--- begin RECORDED INFORMATION ---

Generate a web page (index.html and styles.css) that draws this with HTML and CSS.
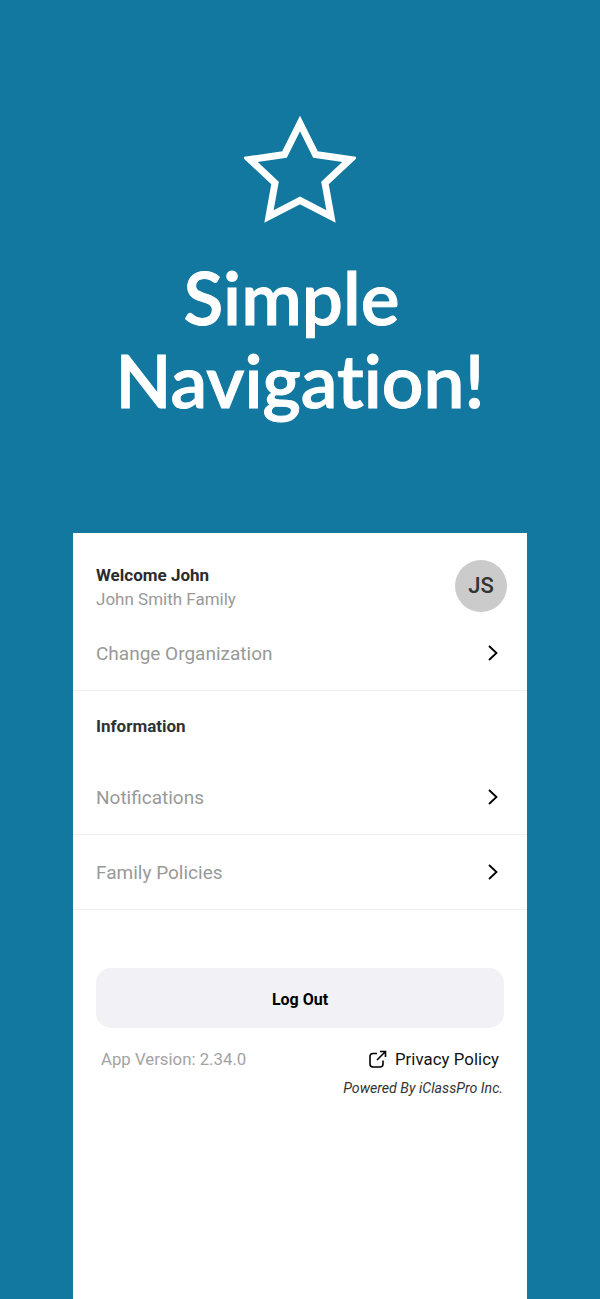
FILE: index.html
```html
<!doctype html>
<html lang="en">
<head>
  <meta charset="utf-8">
  <title>Simple Navigation</title>
  <link rel="stylesheet" href="styles.css">
</head>
<body>
  <header class="hero">
    <svg class="star" width="112" height="108" viewBox="244 116 112 108">
      <polygon points="300,123.500 315.500,154.500 350,159.500 325,183 331,216.500 300,200.500 269,216.500 275,183 250,159.500 284.500,154.500" fill="none" stroke="#fff" stroke-width="7" stroke-miterlimit="10"/>
    </svg>
    <h1><span class="hero-first">Simple</span><br>Navigation!</h1>
  </header>

  <main class="card">
    <section class="welcome">
      <div>
        <div class="welcome-name">Welcome John</div>
        <div class="welcome-family">John Smith Family</div>
      </div>
      <div class="avatar">JS</div>
    </section>

    <a class="row row-org">
      <span>Change Organization</span>
      <svg class="chevron" width="12" height="18" viewBox="0 0 12 18"><path d="M2 2l7.500 7L2 16" fill="none" stroke="#000" stroke-width="1.800"/></svg>
    </a>

    <h2 class="section-title">Information</h2>

    <a class="row">
      <span>Notifications</span>
      <svg class="chevron" width="12" height="18" viewBox="0 0 12 18"><path d="M2 2l7.500 7L2 16" fill="none" stroke="#000" stroke-width="1.800"/></svg>
    </a>
    <a class="row">
      <span>Family Policies</span>
      <svg class="chevron" width="12" height="18" viewBox="0 0 12 18"><path d="M2 2l7.500 7L2 16" fill="none" stroke="#000" stroke-width="1.800"/></svg>
    </a>

    <button class="logout">Log Out</button>

    <div class="meta">
      <span class="version">App Version: 2.34.0</span>
      <a class="privacy">
        <svg width="18" height="18" viewBox="0 0 18 18" fill="none" stroke="#000" stroke-width="1.600">
          <path d="M8 3.500H4a3 3 0 0 0-3 3v7.500a3 3 0 0 0 3 3h7a3 3 0 0 0 3-3V10.500"/>
          <path d="M8 10L16 2M11 1.500h5.500v5.500"/>
        </svg>
        <span>Privacy Policy</span>
      </a>
    </div>
    <div class="powered">Powered By iClassPro Inc.</div>
  </main>
</body>
</html>
```

FILE: styles.css
```css
html, body {
  margin: 0;
  height: 1299px;
  overflow: hidden;
}
body {
  font-family: Roboto, "Liberation Sans", sans-serif;
  background-color: #12789f;
}
.hero {
  height: 533px;
  padding-top: 116px;
  box-sizing: border-box;
  text-align: center;
}
.star {
  display: block;
  margin: 0 auto;
}
h1 {
  margin: 32px 0 0;
  font-family: Lato, sans-serif;
  font-size: 73px;
  font-weight: 600;
  font-variant-ligatures: none;
  -webkit-text-stroke: 1px #fff;
  line-height: 83px;
  color: #fff;
}
.hero-first {
  margin-right: 17px;
}
.card {
  width: 454px;
  height: 766px;
  margin: 0 auto;
  background-color: #fff;
}
.welcome {
  display: flex;
  justify-content: space-between;
  padding: 27px 20px 0 23px;
  height: 65px;
}
.welcome-name {
  margin-top: 6px;
  font-size: 17px;
  font-weight: 700;
  line-height: 19px;
  color: #2b2b2b;
}
.welcome-family {
  margin-top: 3px;
  font-size: 17px;
  line-height: 22px;
  color: #999;
}
.avatar {
  width: 52px;
  height: 52px;
  border-radius: 50%;
  background-color: #cbcbcb;
  color: #333;
  font-size: 22px;
  font-weight: 500;
  line-height: 52px;
  text-align: center;
}
.row {
  display: flex;
  justify-content: space-between;
  align-items: center;
  height: 74px;
  padding: 0 28px 0 23px;
  border-bottom: 1px solid #eff0f1;
  font-size: 19px;
  color: #999;
}
.row-org {
  height: 56px;
  padding-bottom: 9px;
}
.section-title {
  margin: 0;
  height: 69px;
  padding: 26px 23px 0;
  box-sizing: border-box;
  font-size: 17px;
  font-weight: 700;
  line-height: 19px;
  color: #2f3336;
}
.logout {
  display: block;
  width: 408px;
  height: 60px;
  margin: 58px 0 0 23px;
  padding: 2px 0 0;
  border: 0;
  border-radius: 15px;
  background-color: #f2f2f6;
  font-family: inherit;
  font-size: 16px;
  font-weight: 700;
  color: #000;
}
.meta {
  display: flex;
  justify-content: space-between;
  align-items: center;
  margin-top: 20px;
  padding: 0 28px;
  font-size: 16.800px;
  line-height: 22px;
}
.version {
  color: #a3a3a3;
}
.privacy {
  display: flex;
  align-items: center;
  gap: 8px;
  color: #111;
}
.privacy span {
  letter-spacing: 0.050px;
}
.powered {
  margin-top: 8px;
  padding-right: 24px;
  font-size: 14.200px;
  font-style: italic;
  line-height: 20px;
  text-align: right;
  color: #333;
}
```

--- end RECORDED INFORMATION ---

> WHAT THIS TASK INVOLVES: Extract from the material all lines containing the string "index".

> THE REPLY:
Generate a web page (index.html and styles.css) that draws this with HTML and CSS.
FILE: index.html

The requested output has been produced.